We aren't talking about where the zeros are, we are talking about divisibility by 3. Another way to check is to evaluate n^3-n mod 3 for n=0, 1 and 2. Have you done stuff like that?

we haven't learned modulo in class, but i know what it is from my experience with c++. I don't know if he expects us to use it, but as long as i solve the problem in a manner that he sees how i got my answer it is fine if i do that.

if i check the mod of 3 for 0,1, and 2, it doesn't prove for when n goes to infinity though.

 

[slider142]

we haven't learned modulo in class, but i know what it is from my experience with c++. I don't know if he expects us to use it, but as long as i solve the problem in a manner that he sees how i got my answer it is fine if i do that.

if i check the mod of 3 for 0,1, and 2, it doesn't prove for when n goes to infinity though.

You don't really need the modulus argument. Can you find three consecutive integers that are not divisible by 3? If so, what are they? If not, why not? As a hint, note that 3 consecutive integers can always be written in the form n, n+1 and n+2 for some n. Can you show what happens if none of them are divisible by 3? (This is a lead to a proof by contradiction argument)

 

[um0123]

i don't understand why n, n+1, and n+2 is involved.

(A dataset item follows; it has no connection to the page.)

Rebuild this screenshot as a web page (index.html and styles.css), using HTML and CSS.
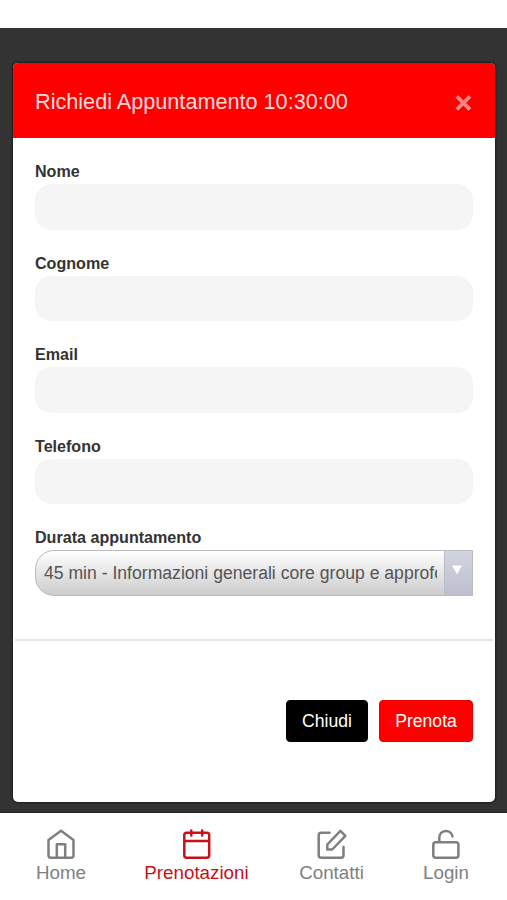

Is that the same as n, n-1, n+1? but how do i logically prove that its always divisible by three up to inifinity, and how am i supposed to come up with my own polynomials?

 

[nietzsche]

if you have three consecutive integers, can you always factor out a three? yes, because if there are three consecutive integers, one of them has to be a multiple of 3, because you're choosing three consecutive integers.

 

[um0123]

if you have three consecutive integers, can you always factor out a three? yes, because if there are three consecutive integers, one of them has to be a multiple of 3, because you're choosing three consecutive integers.

but you can't factor out a 3 from all of them, only the one divisible by three, so i am confused on how the entire thing is able to factor out a three.

 

[slider142]

but you can't factor out a 3 from all of them, only the one divisible by three, so i am confused on how the entire thing is able to factor out a three.

?? If b is divisible by 5, then abc is also divisible by 5 irrespective of whether a or c are divisible by 5.

 

[um0123]

?? If b is divisible by 5, then abc is also divisible by 5 irrespective of whether a or c are divisible by 5.

i don't doubt you, but i don't see how that works.

 

[nietzsche]

well...take for example 4, 5, 6. you can write 6 as 3x2.

so 4x5x6 = 4x5x3x2 and if you divide that by 3, you get 4x5x2.

you can write any number that is divisible by 3 as 3k, where k is an integer.

 

[um0123]

OH, i get it now. I was just being really dumb. okay, so to make polynomials divisible by a specific number all i need to do is have part of it divisible by that number.

i want to try this now, but i got to go...:(

 

[slider142]

i don't doubt you, but i don't see how that works.

Straightforward. If b is divisible by 5, then b = 5*n for some n. Likewise, abc = a*5*n*c = 5*a*n*c so abc is divisible by 5.

 

[um0123]

im having trouble coming up with polynomials that are divisible by 2 but not 4.

 

[Bohrok]

What are the terms in the sequence of numbers divisible by 2 but not 4?

 

[um0123]

2, 6, 10, 14...

but i tried to put them in and it didnt work out.

 

[Dick]

2, 6, 10, 14...

but i tried to put them in and it didnt work out.

Put them into what? Can't you find a polynomial p(x) such that p(1)=2, p(2)=6, p(3)=10 etc?

 

[Bohrok]

2, 6, 10, 14...

but i tried to put them in and it didnt work out.

Try graphing those points and find a linear equation that fits those points.

 

[um0123]

got it, thanks for the help everyone!

 

[Mark44]

An integer that is divisible by 2 but not by 4 has only a single factor of 2 in its factorization. An integer that is divisible by 4 has at least two factors of 2 in it factorization. Can you come up with a polynomial that has only one factor of 2?